_Stored records:_

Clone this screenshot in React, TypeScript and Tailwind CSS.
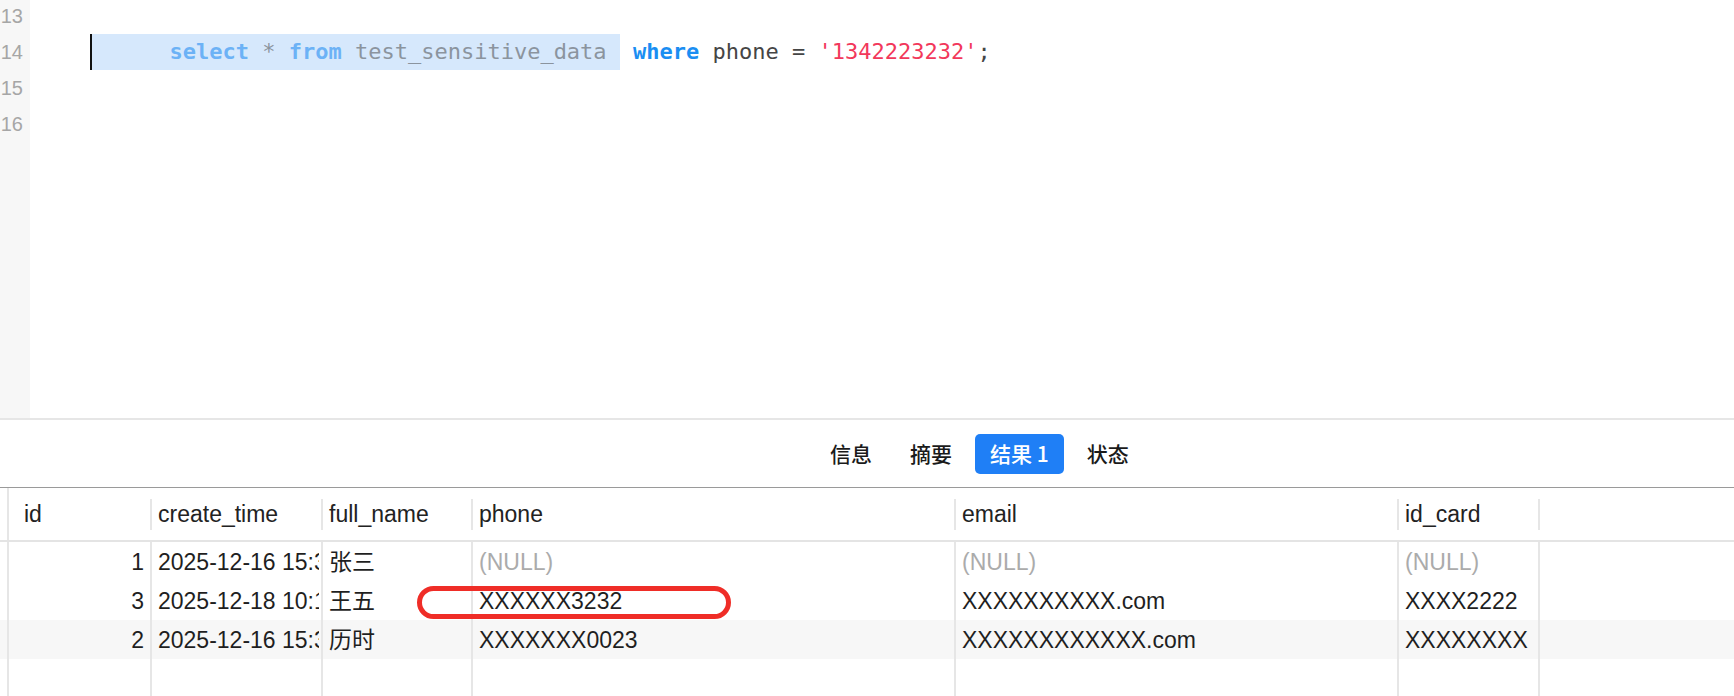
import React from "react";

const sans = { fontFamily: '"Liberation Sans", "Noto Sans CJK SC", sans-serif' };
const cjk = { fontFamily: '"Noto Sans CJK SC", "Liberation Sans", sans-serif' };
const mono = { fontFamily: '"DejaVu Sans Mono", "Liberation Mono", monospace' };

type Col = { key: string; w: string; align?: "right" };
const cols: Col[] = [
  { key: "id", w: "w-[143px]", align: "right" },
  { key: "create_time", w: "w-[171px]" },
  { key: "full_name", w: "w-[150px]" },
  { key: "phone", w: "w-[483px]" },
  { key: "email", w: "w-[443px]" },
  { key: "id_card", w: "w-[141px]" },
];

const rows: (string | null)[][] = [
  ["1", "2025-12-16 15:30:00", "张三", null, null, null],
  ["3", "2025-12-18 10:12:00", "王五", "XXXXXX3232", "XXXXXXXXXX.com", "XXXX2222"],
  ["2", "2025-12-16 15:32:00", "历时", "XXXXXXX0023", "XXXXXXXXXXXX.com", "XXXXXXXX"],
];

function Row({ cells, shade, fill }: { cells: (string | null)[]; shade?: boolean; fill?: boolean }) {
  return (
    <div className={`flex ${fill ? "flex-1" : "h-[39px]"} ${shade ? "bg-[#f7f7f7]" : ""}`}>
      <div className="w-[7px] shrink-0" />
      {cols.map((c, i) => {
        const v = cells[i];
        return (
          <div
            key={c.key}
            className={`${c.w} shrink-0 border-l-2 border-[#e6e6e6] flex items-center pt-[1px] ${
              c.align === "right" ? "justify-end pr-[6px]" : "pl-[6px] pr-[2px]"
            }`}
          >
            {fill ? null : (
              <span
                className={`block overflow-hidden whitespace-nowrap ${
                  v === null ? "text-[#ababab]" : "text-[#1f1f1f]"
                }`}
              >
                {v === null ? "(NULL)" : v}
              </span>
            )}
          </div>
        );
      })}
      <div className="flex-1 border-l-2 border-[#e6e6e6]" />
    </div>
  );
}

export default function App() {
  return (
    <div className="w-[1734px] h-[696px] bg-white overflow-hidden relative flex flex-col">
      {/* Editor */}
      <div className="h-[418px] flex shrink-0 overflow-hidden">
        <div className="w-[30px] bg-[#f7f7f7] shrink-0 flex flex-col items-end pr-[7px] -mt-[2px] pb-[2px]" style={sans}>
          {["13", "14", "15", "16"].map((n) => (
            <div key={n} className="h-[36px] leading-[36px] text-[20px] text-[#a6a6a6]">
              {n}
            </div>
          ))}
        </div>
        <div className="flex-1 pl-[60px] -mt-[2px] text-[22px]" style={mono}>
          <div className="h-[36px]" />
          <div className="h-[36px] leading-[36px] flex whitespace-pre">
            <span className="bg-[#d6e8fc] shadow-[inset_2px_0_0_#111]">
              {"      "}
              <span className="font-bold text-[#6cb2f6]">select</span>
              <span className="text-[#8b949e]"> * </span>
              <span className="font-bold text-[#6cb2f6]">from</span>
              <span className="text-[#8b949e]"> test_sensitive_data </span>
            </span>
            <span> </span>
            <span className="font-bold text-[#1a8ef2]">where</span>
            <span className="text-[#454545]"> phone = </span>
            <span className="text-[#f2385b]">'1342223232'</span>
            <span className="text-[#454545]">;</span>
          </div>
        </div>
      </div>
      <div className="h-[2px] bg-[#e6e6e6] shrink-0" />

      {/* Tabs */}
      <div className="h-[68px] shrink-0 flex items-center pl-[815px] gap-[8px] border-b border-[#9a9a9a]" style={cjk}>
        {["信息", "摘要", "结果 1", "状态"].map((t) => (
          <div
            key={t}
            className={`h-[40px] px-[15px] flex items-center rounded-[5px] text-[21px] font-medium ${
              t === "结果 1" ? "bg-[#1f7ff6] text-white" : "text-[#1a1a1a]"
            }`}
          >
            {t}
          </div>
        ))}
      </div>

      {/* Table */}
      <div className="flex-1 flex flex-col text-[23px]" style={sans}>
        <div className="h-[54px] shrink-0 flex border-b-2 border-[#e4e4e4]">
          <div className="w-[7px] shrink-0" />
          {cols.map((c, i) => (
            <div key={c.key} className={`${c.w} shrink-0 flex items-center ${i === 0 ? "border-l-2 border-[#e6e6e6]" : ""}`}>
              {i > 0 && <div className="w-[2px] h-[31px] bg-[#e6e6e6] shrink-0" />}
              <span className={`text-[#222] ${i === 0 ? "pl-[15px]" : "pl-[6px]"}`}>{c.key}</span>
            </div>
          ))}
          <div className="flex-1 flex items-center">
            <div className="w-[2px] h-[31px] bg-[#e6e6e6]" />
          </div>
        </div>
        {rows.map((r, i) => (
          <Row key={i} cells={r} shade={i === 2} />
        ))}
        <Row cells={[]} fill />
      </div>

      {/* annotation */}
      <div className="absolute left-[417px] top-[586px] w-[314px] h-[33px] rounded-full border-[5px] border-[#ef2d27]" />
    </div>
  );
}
...
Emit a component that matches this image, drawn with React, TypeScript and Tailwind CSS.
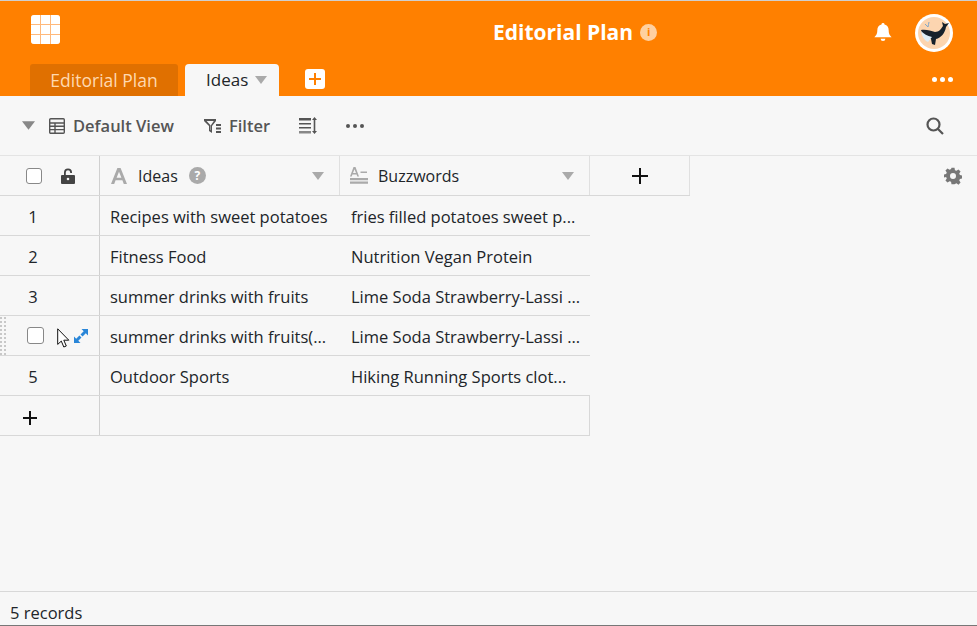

_Given exercise:_ Go through the data and gather every line that holds "Tailwind".

_Exercise answer:_
Clone this screenshot in React, TypeScript and Tailwind CSS.
Emit a component that matches this image, drawn with React, TypeScript and Tailwind CSS.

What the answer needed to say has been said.